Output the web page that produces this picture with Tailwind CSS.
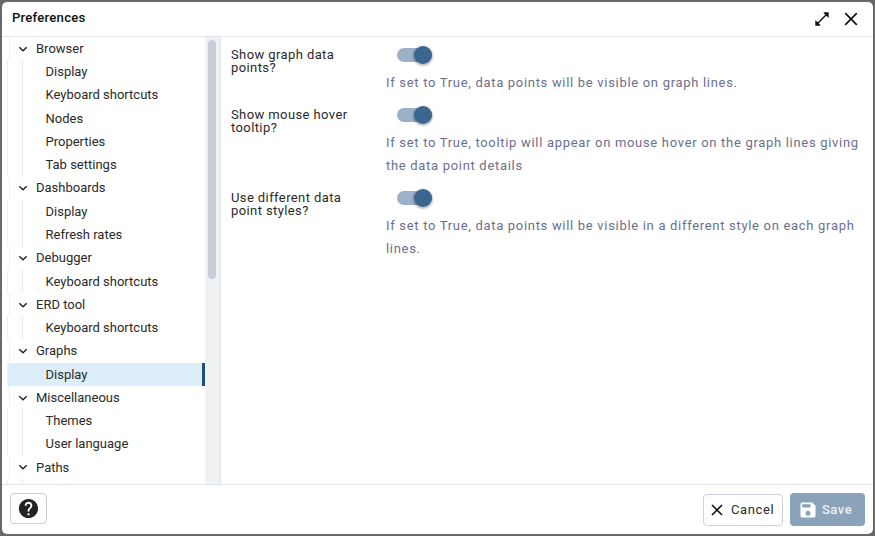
<!DOCTYPE html>
<html lang="en">
<head>
<meta charset="utf-8">
<title>Preferences</title>
<script src="https://cdn.jsdelivr.net/npm/@tailwindcss/browser@4"></script>
</head>
<body class="h-[536px] w-[875px] overflow-hidden bg-[#69696b] pt-[2px] pr-[2px] pb-[2px] pl-[2px] font-[Roboto,sans-serif] text-[13px] text-[#2a2a2a]">
<svg class="hidden">
  <symbol id="chev" viewBox="0 0 10 8"><path d="M1.3 2.2 5 5.8 8.7 2.2" fill="none" stroke="#222" stroke-width="1.4"/></symbol>
</svg>
<div class="flex h-[532px] w-[871px] flex-col overflow-hidden rounded-[5px] bg-white">
  <header class="flex h-[35px] shrink-0 items-center border-b border-[#e2e4ee] pr-[15px] pl-[10px]">
    <h1 class="-mt-[2px] flex-1 text-[13.2px] font-medium tracking-[0.2px] text-[#111]">Preferences</h1>
    <svg class="mr-[14px] size-[16px]" viewBox="0 0 16 16" fill="#111"><path d="M3 13 13 3" stroke="#111" stroke-width="1.5"/><path d="M9.3 1.3h5.4v5.4l-1.6-1.2-2.6-2.6zM1.3 9.3v5.4h5.4l-1.2-1.6-2.6-2.6z"/></svg>
    <svg class="size-[14px]" viewBox="0 0 14 14" fill="none" stroke="#111" stroke-width="1.7"><path d="M1.2 1.2 12.8 12.8M12.8 1.2 1.2 12.8"/></svg>
  </header>
  <main class="flex min-h-0 flex-1">
    <nav id="tree" class="w-[203px] shrink-0 overflow-hidden pl-[5px]"></nav>
    <div class="w-[14px] shrink-0 bg-[#f0f1f3] px-[3px] pt-[3px]"><div class="h-[239px] w-[8px] rounded-full bg-[#c9cdd8]"></div></div>
    <section class="flex-1 border-l-2 border-[#e6e8f0] pt-[6px] pl-[10px]">
      <div class="flex h-[60px]">
        <div class="w-[155px] shrink-0 pt-[5px] leading-[13px] tracking-[0.4px]">Show graph data<br>points?</div>
        <div class="tracking-[0.69px] text-[#6b708c]">
          <div class="ml-[11px] flex h-[23px] items-center"><div class="flex h-[14px] w-[35px] items-center justify-end rounded-full bg-[#9cb0c8]"><div class="size-[18px] rounded-full bg-[#3b668f] shadow-[0_1px_2px_1px_rgba(0,0,0,0.25)]"></div></div></div>
          <p class="mt-[5px] leading-[23px]">If set to True, data points will be visible on graph lines.</p>
        </div>
      </div>
      <div class="flex h-[83px]">
        <div class="w-[155px] shrink-0 pt-[5px] leading-[13px] tracking-[0.4px]">Show mouse hover<br>tooltip?</div>
        <div class="tracking-[0.69px] text-[#6b708c]">
          <div class="ml-[11px] flex h-[23px] items-center"><div class="flex h-[14px] w-[35px] items-center justify-end rounded-full bg-[#9cb0c8]"><div class="size-[18px] rounded-full bg-[#3b668f] shadow-[0_1px_2px_1px_rgba(0,0,0,0.25)]"></div></div></div>
          <p class="mt-[5px] leading-[23px] whitespace-nowrap">If set to True, tooltip will appear on mouse hover on the graph lines giving<br>the data point details</p>
        </div>
      </div>
      <div class="flex h-[83px]">
        <div class="w-[155px] shrink-0 pt-[5px] leading-[13px] tracking-[0.4px]">Use different data<br>point styles?</div>
        <div class="tracking-[0.69px] text-[#6b708c]">
          <div class="ml-[11px] flex h-[23px] items-center"><div class="flex h-[14px] w-[35px] items-center justify-end rounded-full bg-[#9cb0c8]"><div class="size-[18px] rounded-full bg-[#3b668f] shadow-[0_1px_2px_1px_rgba(0,0,0,0.25)]"></div></div></div>
          <p class="mt-[5px] leading-[23px] whitespace-nowrap">If set to True, data points will be visible in a different style on each graph<br>lines.</p>
        </div>
      </div>
    </section>
  </main>
  <footer class="flex h-[50px] shrink-0 items-start border-t border-[#dfe2ec] pt-[8px] pr-[8px] pl-[8px]">
    <button class="flex h-[31px] w-[37px] items-center justify-center rounded-[4px] border border-[#c9cddd]">
      <svg class="size-[23px]" viewBox="0 0 24 24" fill="#222"><path d="M12 2C6.48 2 2 6.48 2 12s4.48 10 10 10 10-4.48 10-10S17.52 2 12 2zm1 17h-2v-2h2v2zm2.07-7.75-.9.92C13.45 12.9 13 13.5 13 15h-2v-.5c0-1.1.45-2.1 1.17-2.83l1.24-1.26c.37-.36.59-.86.59-1.41 0-1.1-.9-2-2-2s-2 .9-2 2H8c0-2.21 1.79-4 4-4s4 1.79 4 4c0 .88-.36 1.68-.93 2.25z"/></svg>
    </button>
    <div class="flex-1"></div>
    <button class="mt-[1px] flex h-[32px] w-[80px] items-center rounded-[4px] border border-[#cdd1df] pl-[7px] tracking-[0.6px]">
      <svg class="mr-[8px] size-[12px]" viewBox="0 0 12 12" fill="none" stroke="#111" stroke-width="1.6"><path d="M1 1 11 11M11 1 1 11"/></svg>Cancel
    </button>
    <button class="ml-[7px] flex h-[33px] w-[75px] items-center rounded-[4px] bg-[#8ba2bb] pl-[8px] font-medium tracking-[0.5px] text-[#eaf0f5]">
      <svg class="mr-[4px] size-[20px]" viewBox="0 0 24 24" fill="#fff"><path d="M17 3H5a2 2 0 0 0-2 2v14a2 2 0 0 0 2 2h14a2 2 0 0 0 2-2V7l-4-4zm-5 16a3 3 0 1 1 0-6 3 3 0 0 1 0 6zm3-10H5V5h10v4z"/></svg>Save
    </button>
  </footer>
</div>
<script>
const groups = [
  ['Browser', ['Display', 'Keyboard shortcuts', 'Nodes', 'Properties', 'Tab settings']],
  ['Dashboards', ['Display', 'Refresh rates']],
  ['Debugger', ['Keyboard shortcuts']],
  ['ERD tool', ['Keyboard shortcuts']],
  ['Graphs', ['Display']],
  ['Miscellaneous', ['Themes', 'User language']],
  ['Paths', ['']]
];
document.getElementById('tree').innerHTML = groups.map(([name, items]) =>
  `<div class="flex h-[23.27px] items-center"><i class="ml-[2px] h-full w-px bg-[#eeeff2]"></i><svg class="ml-[8px] h-[8px] w-[10px]"><use href="#chev"/></svg><span class="ml-[8px]">${name}</span></div>` +
  items.map(t => `<div class="flex h-[23.27px] items-center ${name === 'Graphs' ? 'border-r-[3px] border-[#1f4f7d] bg-[#dceefa]' : ''}"><i class="h-full w-px bg-[#eeeff2]"></i><i class="ml-[14px] h-full w-px bg-[#e6e8ec]"></i><span class="ml-[22.5px]">${t}</span></div>`).join('')
).join('');
</script>
</body>
</html>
^^^^
**Exercise brief**
Without the pictures, print the whole listing exactly as given.

**Solution to this problem**
Output the web page that produces this picture with Tailwind CSS.
<!DOCTYPE html>
<html lang="en">
<head>
<meta charset="utf-8">
<title>Preferences</title>
<script src="https://cdn.jsdelivr.net/npm/@tailwindcss/browser@4"></script>
</head>
<body class="h-[536px] w-[875px] overflow-hidden bg-[#69696b] pt-[2px] pr-[2px] pb-[2px] pl-[2px] font-[Roboto,sans-serif] text-[13px] text-[#2a2a2a]">
<svg class="hidden">
  <symbol id="chev" viewBox="0 0 10 8"><path d="M1.3 2.2 5 5.8 8.7 2.2" fill="none" stroke="#222" stroke-width="1.4"/></symbol>
</svg>
<div class="flex h-[532px] w-[871px] flex-col overflow-hidden rounded-[5px] bg-white">
  <header class="flex h-[35px] shrink-0 items-center border-b border-[#e2e4ee] pr-[15px] pl-[10px]">
    <h1 class="-mt-[2px] flex-1 text-[13.2px] font-medium tracking-[0.2px] text-[#111]">Preferences</h1>
    <svg class="mr-[14px] size-[16px]" viewBox="0 0 16 16" fill="#111"><path d="M3 13 13 3" stroke="#111" stroke-width="1.5"/><path d="M9.3 1.3h5.4v5.4l-1.6-1.2-2.6-2.6zM1.3 9.3v5.4h5.4l-1.2-1.6-2.6-2.6z"/></svg>
    <svg class="size-[14px]" viewBox="0 0 14 14" fill="none" stroke="#111" stroke-width="1.7"><path d="M1.2 1.2 12.8 12.8M12.8 1.2 1.2 12.8"/></svg>
  </header>
  <main class="flex min-h-0 flex-1">
    <nav id="tree" class="w-[203px] shrink-0 overflow-hidden pl-[5px]"></nav>
    <div class="w-[14px] shrink-0 bg-[#f0f1f3] px-[3px] pt-[3px]"><div class="h-[239px] w-[8px] rounded-full bg-[#c9cdd8]"></div></div>
    <section class="flex-1 border-l-2 border-[#e6e8f0] pt-[6px] pl-[10px]">
      <div class="flex h-[60px]">
        <div class="w-[155px] shrink-0 pt-[5px] leading-[13px] tracking-[0.4px]">Show graph data<br>points?</div>
        <div class="tracking-[0.69px] text-[#6b708c]">
          <div class="ml-[11px] flex h-[23px] items-center"><div class="flex h-[14px] w-[35px] items-center justify-end rounded-full bg-[#9cb0c8]"><div class="size-[18px] rounded-full bg-[#3b668f] shadow-[0_1px_2px_1px_rgba(0,0,0,0.25)]"></div></div></div>
          <p class="mt-[5px] leading-[23px]">If set to True, data points will be visible on graph lines.</p>
        </div>
      </div>
      <div class="flex h-[83px]">
        <div class="w-[155px] shrink-0 pt-[5px] leading-[13px] tracking-[0.4px]">Show mouse hover<br>tooltip?</div>
        <div class="tracking-[0.69px] text-[#6b708c]">
          <div class="ml-[11px] flex h-[23px] items-center"><div class="flex h-[14px] w-[35px] items-center justify-end rounded-full bg-[#9cb0c8]"><div class="size-[18px] rounded-full bg-[#3b668f] shadow-[0_1px_2px_1px_rgba(0,0,0,0.25)]"></div></div></div>
          <p class="mt-[5px] leading-[23px] whitespace-nowrap">If set to True, tooltip will appear on mouse hover on the graph lines giving<br>the data point details</p>
        </div>
      </div>
      <div class="flex h-[83px]">
        <div class="w-[155px] shrink-0 pt-[5px] leading-[13px] tracking-[0.4px]">Use different data<br>point styles?</div>
        <div class="tracking-[0.69px] text-[#6b708c]">
          <div class="ml-[11px] flex h-[23px] items-center"><div class="flex h-[14px] w-[35px] items-center justify-end rounded-full bg-[#9cb0c8]"><div class="size-[18px] rounded-full bg-[#3b668f] shadow-[0_1px_2px_1px_rgba(0,0,0,0.25)]"></div></div></div>
          <p class="mt-[5px] leading-[23px] whitespace-nowrap">If set to True, data points will be visible in a different style on each graph<br>lines.</p>
        </div>
      </div>
    </section>
  </main>
  <footer class="flex h-[50px] shrink-0 items-start border-t border-[#dfe2ec] pt-[8px] pr-[8px] pl-[8px]">
    <button class="flex h-[31px] w-[37px] items-center justify-center rounded-[4px] border border-[#c9cddd]">
      <svg class="size-[23px]" viewBox="0 0 24 24" fill="#222"><path d="M12 2C6.48 2 2 6.48 2 12s4.48 10 10 10 10-4.48 10-10S17.52 2 12 2zm1 17h-2v-2h2v2zm2.07-7.75-.9.92C13.45 12.9 13 13.5 13 15h-2v-.5c0-1.1.45-2.1 1.17-2.83l1.24-1.26c.37-.36.59-.86.59-1.41 0-1.1-.9-2-2-2s-2 .9-2 2H8c0-2.21 1.79-4 4-4s4 1.79 4 4c0 .88-.36 1.68-.93 2.25z"/></svg>
    </button>
    <div class="flex-1"></div>
    <button class="mt-[1px] flex h-[32px] w-[80px] items-center rounded-[4px] border border-[#cdd1df] pl-[7px] tracking-[0.6px]">
      <svg class="mr-[8px] size-[12px]" viewBox="0 0 12 12" fill="none" stroke="#111" stroke-width="1.6"><path d="M1 1 11 11M11 1 1 11"/></svg>Cancel
    </button>
    <button class="ml-[7px] flex h-[33px] w-[75px] items-center rounded-[4px] bg-[#8ba2bb] pl-[8px] font-medium tracking-[0.5px] text-[#eaf0f5]">
      <svg class="mr-[4px] size-[20px]" viewBox="0 0 24 24" fill="#fff"><path d="M17 3H5a2 2 0 0 0-2 2v14a2 2 0 0 0 2 2h14a2 2 0 0 0 2-2V7l-4-4zm-5 16a3 3 0 1 1 0-6 3 3 0 0 1 0 6zm3-10H5V5h10v4z"/></svg>Save
    </button>
  </footer>
</div>
<script>
const groups = [
  ['Browser', ['Display', 'Keyboard shortcuts', 'Nodes', 'Properties', 'Tab settings']],
  ['Dashboards', ['Display', 'Refresh rates']],
  ['Debugger', ['Keyboard shortcuts']],
  ['ERD tool', ['Keyboard shortcuts']],
  ['Graphs', ['Display']],
  ['Miscellaneous', ['Themes', 'User language']],
  ['Paths', ['']]
];
document.getElementById('tree').innerHTML = groups.map(([name, items]) =>
  `<div class="flex h-[23.27px] items-center"><i class="ml-[2px] h-full w-px bg-[#eeeff2]"></i><svg class="ml-[8px] h-[8px] w-[10px]"><use href="#chev"/></svg><span class="ml-[8px]">${name}</span></div>` +
  items.map(t => `<div class="flex h-[23.27px] items-center ${name === 'Graphs' ? 'border-r-[3px] border-[#1f4f7d] bg-[#dceefa]' : ''}"><i class="h-full w-px bg-[#eeeff2]"></i><i class="ml-[14px] h-full w-px bg-[#e6e8ec]"></i><span class="ml-[22.5px]">${t}</span></div>`).join('')
).join('');
</script>
</body>
</html>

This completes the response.